Coastal Villages CDQ group builds prototype small house for rural home model

Coastal Villages Region Fund, a Community Enterprise Development Quota nonprofit, is developing a model small” house project in Eek, a southwest Alaska village, as an affordable housing alternative. The unit was constructed by local labor with energy-efficient polyurethane foam core structural panels. Units will be big enough for a single person or a couple and would be built for modular expansion to house a family. The plan is for grant funding to cover 60 percent of the home cost with 40 percent the homeowner’s responsibility. The price to the buyer would be $75,000 financed at a low interest rate so that monthly payments could be as low as $200. The Native Village of Eek, City of Eek and AVCP, the regional nonprofit, participated in the project.

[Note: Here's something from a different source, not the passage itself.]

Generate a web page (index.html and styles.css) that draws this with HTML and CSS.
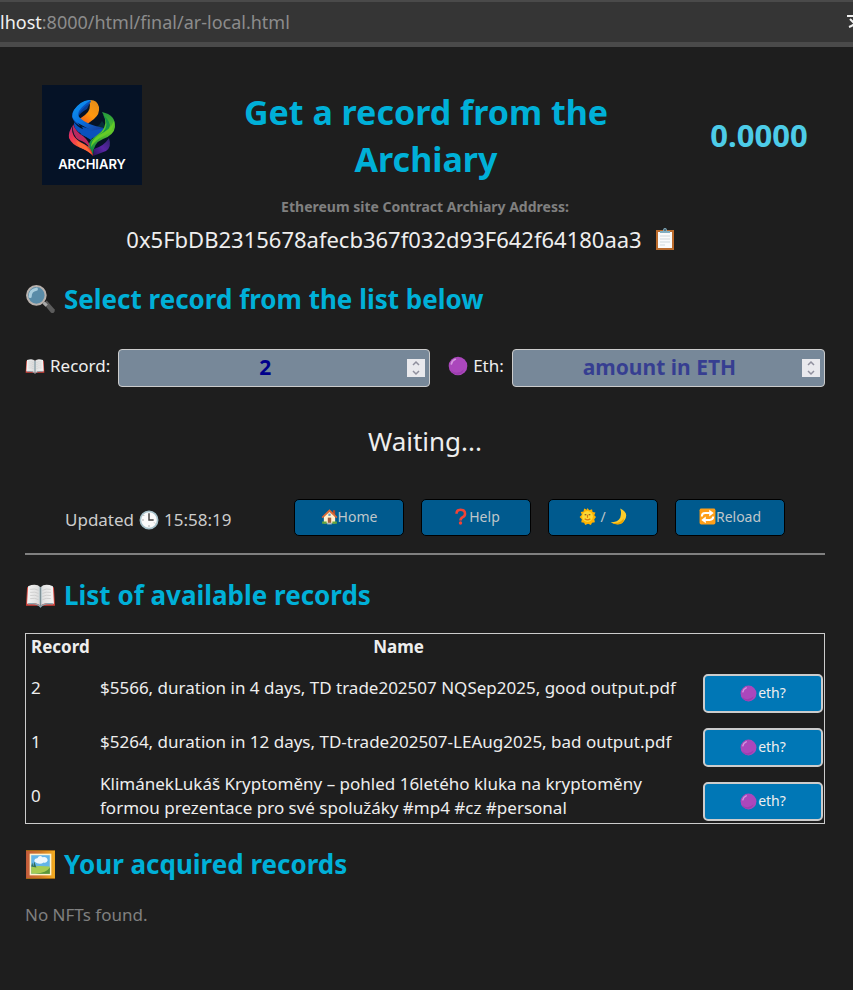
FILE: index.html
```html
<!DOCTYPE html>
<html lang="en">
<head>
<meta charset="utf-8">
<meta name="viewport" content="width=device-width, initial-scale=1">
<title>Archiary</title>
<link rel="stylesheet" href="styles.css">
</head>
<body>
<svg class="sprites" aria-hidden="true">
  <defs>
    <linearGradient id="g-frame" x2="1"><stop stop-color="#c45c3c"/><stop offset=".5" stop-color="#d07a28"/><stop offset="1" stop-color="#f5ad20"/></linearGradient>
    <linearGradient id="g-page" x2="1"><stop stop-color="#f4f4f4"/><stop offset=".42" stop-color="#dedede"/><stop offset=".5" stop-color="#9eb5bd"/><stop offset=".58" stop-color="#e2e2e2"/><stop offset="1" stop-color="#f4f4f4"/></linearGradient>
  </defs>
  <symbol id="i-search" viewBox="0 0 30 30">
    <path d="M18 19l3-3 7.500 8.500q1 2-.5 3t-3 0z" fill="#5c5c5c"/><path d="M18 18l3 3" stroke="#aaa" stroke-width="3"/>
    <circle cx="11" cy="11" r="9" fill="#5a8ca8" stroke="#b8b2ae" stroke-width="2"/><path d="M5 12q0-6 6-7" stroke="#a9cddd" stroke-width="3" fill="none" stroke-linecap="round"/>
  </symbol>
  <symbol id="i-book" viewBox="0 0 30 30">
    <path d="M2 7L1 25h12q2 1.500 4 0h12L28 7z" fill="#d9443c"/>
    <path d="M3 6q8-3 12 1 4-4 12-1l1 17q-9-2-13 2-4-4-13-2z" fill="url(#g-page)"/>
    <path d="M3 23q9-1 12 3 3-4 12-3" fill="none" stroke="#83aab6" stroke-width="1.200"/>
    <path d="M5 9q5-1 8 1M5 12q5-1 8 1M5 15q5-1 8 1M5 18q5-1 8 1M17 10q3-2 8-1M17 13q3-2 8-1M17 16q3-2 8-1M17 19q3-2 8-1" fill="none" stroke="#c9c9c9" stroke-width=".8"/>
    <path d="M15 7v18" stroke="#788a90" stroke-width=".8"/>
  </symbol>
  <symbol id="i-purple" viewBox="0 0 30 30">
    <circle cx="15" cy="15" r="14" fill="#ab47bc"/><path d="M4 21q9 9 20-1-2 7-9 8-8 0-11-7z" fill="#9c3dae"/><path d="M5 12q1-5 6-7" stroke="#d596df" stroke-width="2.500" fill="none" stroke-linecap="round"/>
  </symbol>
  <symbol id="i-clip" viewBox="0 0 22 24">
    <path d="M2 3h18v20H2z" fill="#bb6b2c"/><path d="M4 5h14v16H4z" fill="#fafafa"/><path d="M6 9h10M6 12h10M6 15h10M6 18h5" stroke="#cfd8dc"/>
    <path d="M6 6V4h3q0-3 2-3t2 3h3v2z" fill="#82aec0"/><circle cx="11" cy="3" r="1" fill="#48606c"/>
  </symbol>
  <symbol id="i-clock" viewBox="0 0 30 30">
    <circle cx="15" cy="15" r="13" fill="#fafafa" stroke="#a5c0c9" stroke-width="2.500"/><path d="M15 5v10h7" fill="none" stroke="#424242" stroke-width="2.200"/><path d="M5 15h2M15 23v2M23 19l1 1M7 8l1 1" stroke="#888" stroke-width="1.500"/>
  </symbol>
  <symbol id="i-home" viewBox="0 0 30 30">
    <path d="M21 4h4v9h-4z" fill="#b24a2a"/><path d="M5 15L15 5l10 10v12H5z" fill="#fff1cf"/><path d="M1 16L15 2l14 14-2 2L15 7 3 18z" fill="#d86a38"/><path d="M12 17h6v11h-6z" fill="#a45a3a"/><path d="M13 10h4v4h-4z" fill="#639fc3"/><path d="M2 24h8v4H2zM20 24h8v4h-8z" fill="#66a63a"/><path d="M11 26h8v3h-8z" fill="#b0bec5"/>
  </symbol>
  <symbol id="i-question" viewBox="0 0 30 30">
    <path d="M8 10Q8 3 15 3q8 0 8 7 0 4-4 6-4 2-4 6" fill="none" stroke="#f44336" stroke-width="4.500"/><circle cx="15" cy="26.500" r="3" fill="#f44336"/>
  </symbol>
  <symbol id="i-sun" viewBox="0 0 30 30">
    <path d="M15 0l3 4 5-2 1 5 5 1-2 5 3 3-3 4 1 5-5 1-2 4-5-2-5 2-2-4-5-1 1-5-4-4 4-4-2-5 5-1 1-5 5 2z" fill="#ffb300"/><circle cx="15" cy="15" r="9.500" fill="#fdd835"/><path d="M10 12h3M17 12h3" stroke="#76421f" stroke-width="2"/><path d="M15 12v5M10 19q5 4 10 0" fill="none" stroke="#d87910" stroke-width="2"/>
  </symbol>
  <symbol id="i-moon" viewBox="0 0 30 30"><path d="M18 1q16 8 8 20-9 13-25 4 13 0 17-8 3-8 0-16z" fill="#fdcc2b"/><path d="M3 26q16 2 21-8 2 10-10 11-7 0-11-3z" fill="#eda600"/></symbol>
  <symbol id="i-reload" viewBox="0 0 30 30">
    <rect x="1" y="1" width="28" height="28" rx="3" fill="#ff9f18"/><path d="M5 15q0-6 6-6h8M25 15q0 6-6 6h-8" fill="none" stroke="#fff" stroke-width="3.500"/><path d="M18 3l8 6-8 6zM12 15l-8 6 8 6z" fill="#fff"/>
  </symbol>
  <symbol id="i-frame" viewBox="0 0 30 30">
    <path d="M1 1h28v28H1z" fill="url(#g-frame)"/><path d="M1 1h28v1H1zM1 28h28v1H1z" fill="#a16813"/><path d="M4.500 4.500h21v21h-21z" fill="#fff3cf"/><path d="M6 6h18v18H6z" fill="#64b5e8"/><path d="M9 12q0-3 3-3 2-4 5-1 4-1 5 3-1 3-4 2-4 3-9-1z" fill="#eef7fc"/><path d="M6 17q8-1 18 0v7H6z" fill="#a6cc52"/><path d="M24 18q-3 5-14 6h14z" fill="#5a963b"/><path d="M6 17l1-4 1 4 1-5 2 6z" fill="#326e57"/>
  </symbol>
</svg>

<div class="browser-bar">
  <div class="url"><span class="host">lhost</span>:8000/html/final/ar-local.html</div>
  <svg class="translate" viewBox="0 0 16 20" aria-hidden="true"><path d="M0 4h16M7 1v3M3 7l10 10M12 5q-2 7-10 10" fill="none" stroke="#f0f0f0" stroke-width="2"/></svg>
</div>

<main class="page">
  <header class="top">
    <svg class="logo" viewBox="0 0 100 100" role="img" aria-label="Archiary logo">
      <defs>
        <linearGradient id="l-blue" x2=".8" y2="1"><stop stop-color="#109af5"/><stop offset=".55" stop-color="#0870df"/><stop offset="1" stop-color="#173997"/></linearGradient>
        <linearGradient id="l-orange" x1=".7" x2="0" y2="1"><stop stop-color="#e68d18"/><stop offset=".45" stop-color="#ff970e"/><stop offset="1" stop-color="#f24b16"/></linearGradient>
        <linearGradient id="l-green" x1=".3" x2=".2" y2="1"><stop stop-color="#279b3c"/><stop offset=".4" stop-color="#65c929"/><stop offset="1" stop-color="#007b47"/></linearGradient>
        <linearGradient id="l-red" x2=".8" y2="1"><stop stop-color="#a82c82"/><stop offset=".3" stop-color="#ee3457"/><stop offset=".7" stop-color="#ff6534"/><stop offset="1" stop-color="#e42b24"/></linearGradient>
        <linearGradient id="l-purple" x1="1" x2="0" y2="1"><stop stop-color="#30246b"/><stop offset=".5" stop-color="#5925a6"/><stop offset="1" stop-color="#281458"/></linearGradient>
      </defs>
      <rect width="100" height="100" fill="#051226"/>
      <path d="M44 46q12-2 16-10l6 8-14 13z" fill="#062f38"/>
      <path d="M67 53q3 9-3 13l-13 5 1-7q10-3 15-11z" fill="url(#l-purple)"/>
      <path d="M35 29q4-11 13-11l-3 6q-6 3-10 9z" fill="#083e92"/>
      <path d="M47 15q8-1 10 7 1 7-5 12l-8 6-8-5 7-5q7-5 4-15z" fill="url(#l-orange)"/>
      <path d="M48 15q-9 1-16 10-4 6 0 11 3 5 13 7l9 3-5 9q-4-3-11-6 5-3 2-7-7-5-5-10 3-7 14-15z" fill="#0753bf"/>
      <path d="M47 15q-9 1-15 10-4 7 2 12l20 11 8-5q-17-3-24-10-3-3-1-7 3-5 12-11z" fill="url(#l-blue)"/>
      <path d="M32 37q8 11 21 8l10-2-9 9q-7 3-14-3-9-4-8-12z" fill="#0b52bd"/>
      <path d="M60 27q14 3 13 15-1 8-12 12-10 4-10 16-7-8-2-15l10-8q8-8 1-20z" fill="url(#l-green)"/>
      <path d="M61 30q7 9 0 17L49 56q-5 5-2 10 1-7 10-12 10-6 11-14-2-7-7-10z" fill="#159348"/>
      <path d="M72 36q1 9-10 15-10 5-13 11 0-7 8-12 12-6 15-14z" fill="#65cb27"/>
      <path d="M31 40q-5 7-4 13 3 7 12 10 8 3 12 8-1-8-9-12-15-7-11-19z" fill="url(#l-red)"/>
      <path d="M31 39q3 8 10 12 7 6 7 12-4-6-11-8-7-4-6-16z" fill="#b92960"/>
      <path d="M34 56q11 3 17 15-4-5-14-9z" fill="#ff693a"/>
      <text x="50" y="84" text-anchor="middle" class="logo-text">ARCHIARY</text>
    </svg>
    <h1>Get a record from the Archiary</h1>
    <div class="balance">0.0000</div>
  </header>

  <section class="contract">
    <div class="contract-label">Ethereum site Contract Archiary Address:</div>
    <div class="address">0x5FbDB2315678afecb367f032d93F642f64180aa3
      <button class="copy" type="button" aria-label="Copy address"><svg aria-hidden="true"><use href="#i-clip"/></svg></button>
    </div>
  </section>

  <h2><svg class="icon-lg" aria-hidden="true"><use href="#i-search"/></svg>Select record from the list below</h2>

  <form class="fields">
    <div class="field">
      <label for="record"><svg class="icon" aria-hidden="true"><use href="#i-book"/></svg>Record:</label>
      <div class="number">
        <input id="record" type="number" value="2">
        <svg class="stepper" viewBox="0 0 18 18" aria-hidden="true"><path d="M6 6l3-3 3 3M6 12l3 3 3-3"/></svg>
      </div>
    </div>
    <div class="field">
      <label for="eth"><svg class="icon" aria-hidden="true"><use href="#i-purple"/></svg>Eth:</label>
      <div class="number">
        <input id="eth" type="number" placeholder="amount in ETH">
        <svg class="stepper" viewBox="0 0 18 18" aria-hidden="true"><path d="M6 6l3-3 3 3M6 12l3 3 3-3"/></svg>
      </div>
    </div>
  </form>

  <div class="status">Waiting...</div>

  <div class="toolbar">
    <div class="updated">Updated <svg class="icon" aria-hidden="true"><use href="#i-clock"/></svg> 15:58:19</div>
    <nav class="actions">
      <button type="button"><svg aria-hidden="true"><use href="#i-home"/></svg>Home</button>
      <button type="button"><svg aria-hidden="true"><use href="#i-question"/></svg>Help</button>
      <button type="button" class="theme" aria-label="Toggle theme"><svg aria-hidden="true"><use href="#i-sun"/></svg>/<svg aria-hidden="true"><use href="#i-moon"/></svg></button>
      <button type="button"><svg aria-hidden="true"><use href="#i-reload"/></svg>Reload</button>
    </nav>
  </div>

  <h2><svg class="icon-lg" aria-hidden="true"><use href="#i-book"/></svg>List of available records</h2>

  <table class="records">
    <thead><tr><th class="col-id">Record</th><th>Name</th><th class="col-action"></th></tr></thead>
    <tbody>
      <tr><td>2</td><td>$5566, duration in 4 days, TD trade202507 NQSep2025, good output.pdf</td><td><button type="button"><svg aria-hidden="true"><use href="#i-purple"/></svg>eth?</button></td></tr>
      <tr><td>1</td><td>$5264, duration in 12 days, TD-trade202507-LEAug2025, bad output.pdf</td><td><button type="button"><svg aria-hidden="true"><use href="#i-purple"/></svg>eth?</button></td></tr>
      <tr><td>0</td><td>KlimánekLukáš Kryptoměny – pohled 16letého kluka na kryptoměny formou prezentace pro své spolužáky #mp4 #cz #personal</td><td><button type="button"><svg aria-hidden="true"><use href="#i-purple"/></svg>eth?</button></td></tr>
    </tbody>
  </table>

  <h2><svg class="icon-lg" aria-hidden="true"><use href="#i-frame"/></svg>Your acquired records</h2>
  <p class="empty">No NFTs found.</p>
</main>
</body>
</html>
```
FILE: styles.css
```css
* { box-sizing: border-box; }
body {
  margin: 0;
  background: #1e1e1e;
  color: #eee;
  font: 17px/24px "Noto Sans", sans-serif;
}
.sprites { position: absolute; width: 0; height: 0; }

.browser-bar {
  display: flex;
  align-items: center;
  justify-content: space-between;
  height: 47px;
  overflow: hidden;
  border-top: 2px solid #4a4a4a;
  border-bottom: 5px solid #4a4a4a;
  background: #353535;
}
.url { font-size: 18px; color: #8c8c8c; white-space: nowrap; }
.host { color: #f0f0f0; }
.translate { width: 16px; height: 20px; margin-right: -10px; flex: none; }

.page { padding: 38px 28px 48px 25px; }
.top {
  display: grid;
  grid-template-columns: 134px 1fr 132px;
  column-gap: 34px;
  align-items: center;
}
.logo { width: 100px; height: 100px; justify-self: center; }
.logo-text { font: 600 13px Inter, sans-serif; fill: #fff; }
h1 {
  margin: 2px 0 0;
  font-size: 34px;
  line-height: 47px;
  text-align: center;
  color: #00b0d8;
}
.balance { font-size: 31px; font-weight: bold; text-align: center; color: #4dcce8; }

.contract { margin-top: 12px; text-align: center; }
.contract-label { font-size: 14px; line-height: 20px; font-weight: bold; color: #808080; }
.address {
  display: flex;
  justify-content: center;
  align-items: center;
  gap: 12px;
  margin: 7px 48px 0 0;
  font-size: 22px;
  line-height: 30px;
}
.copy { padding: 0; border: 0; background: none; }
.copy svg { display: block; width: 22px; height: 24px; }

h2 {
  display: flex;
  align-items: center;
  gap: 8px;
  margin: 0;
  font-size: 26px;
  line-height: 36px;
  color: #00b0d8;
}
.icon-lg { width: 31px; height: 31px; flex: none; }
.icon { width: 20px; height: 20px; flex: none; }
.contract + h2 { margin-top: 27px; }

.fields { display: flex; gap: 18px; margin-top: 32px; }
.field { display: flex; align-items: center; gap: 8px; flex: 1 1 auto; }
.field label { display: flex; align-items: center; gap: 5px; padding-bottom: 4px; }
.number { position: relative; flex: 1; }
.number input {
  display: block;
  width: 100%;
  height: 38px;
  padding: 0 24px 2px 6px;
  border: 1px solid #ccc;
  border-radius: 4px;
  background: #778899;
  color: #00008b;
  font: bold 21px/30px "Noto Sans", sans-serif;
  text-align: center;
  appearance: textfield;
}
.number input::-webkit-inner-spin-button { appearance: none; margin: 0; }
.number input::placeholder { color: #00008b; opacity: .54; }
.stepper {
  position: absolute;
  top: 10px;
  right: 5px;
  width: 18px;
  height: 18px;
  background: #e9e9ed;
  fill: none;
  stroke: #8f8f9d;
  stroke-width: 1.500;
  pointer-events: none;
}

.status { margin-top: 36px; font-size: 26px; line-height: 36px; text-align: center; }

.toolbar {
  display: flex;
  align-items: center;
  justify-content: space-between;
  margin-top: 40px;
  padding: 0 40px 17px;
  border-bottom: 2px solid #808080;
}
.updated { display: flex; align-items: center; gap: 5px; padding-top: 4px; color: #ccc; }
.actions { display: flex; gap: 17px; }
button { font: 14px/20px "Noto Sans", sans-serif; }
.actions button,
.records button {
  display: flex;
  align-items: center;
  justify-content: center;
  border-radius: 5px;
}
.actions button {
  width: 110px;
  height: 37px;
  padding: 0 6px 2px;
  border: 1px solid #000;
  background: #005a8e;
  color: #bfc6ca;
}
.actions svg { width: 17px; height: 17px; }
.actions .theme { gap: 4px; }
.toolbar + h2 { margin-top: 22px; }

.records {
  width: 100%;
  margin-top: 20px;
  border: 1px solid #ccc;
  border-spacing: 0;
}
.records th { height: 27px; padding: 1px 5px 0; line-height: 24px; vertical-align: top; }
.records td { height: 54px; padding: 0 5px; }
.records .col-id { width: 69px; text-align: left; }
.records .col-action { width: 122px; padding: 0; }
.records td:last-child { padding: 12px 1px 2px; }
.records button {
  width: 120px;
  height: 39px;
  border: 2px solid #ccc;
  background: #0077b6;
  color: #eee;
}
.records svg { width: 17px; height: 17px; margin-right: 1px; }
.records + h2 { margin-top: 22px; }
.empty { margin: 21px 0 0; color: #808080; }
```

Military procurement conference in Fairbanks draws contractors, suppliers

Military procurement officials are holding workshops for contractors on construction planned at Interior military installations, particularly at Eielson Air Force Base where two new interceptor squadrons will be based. An environmental remediation project is planned at Fort Wainwright; new missile interceptors will be installed at the missile defense facility at Fort Greely, and work on new long-range radar is continuing at Clear Air Force Station.

New test of methane hydrates on the North Slope

BP is to begin drilling another methane hydrates test well in the Prudhoe Bay field on the North Slope in December on a project, funded by the U.S. Dept. of Energy and Japanese research agencies, that would test methane production from a hydrate over a period of several months. The drilling is to begin in December and be completed in January.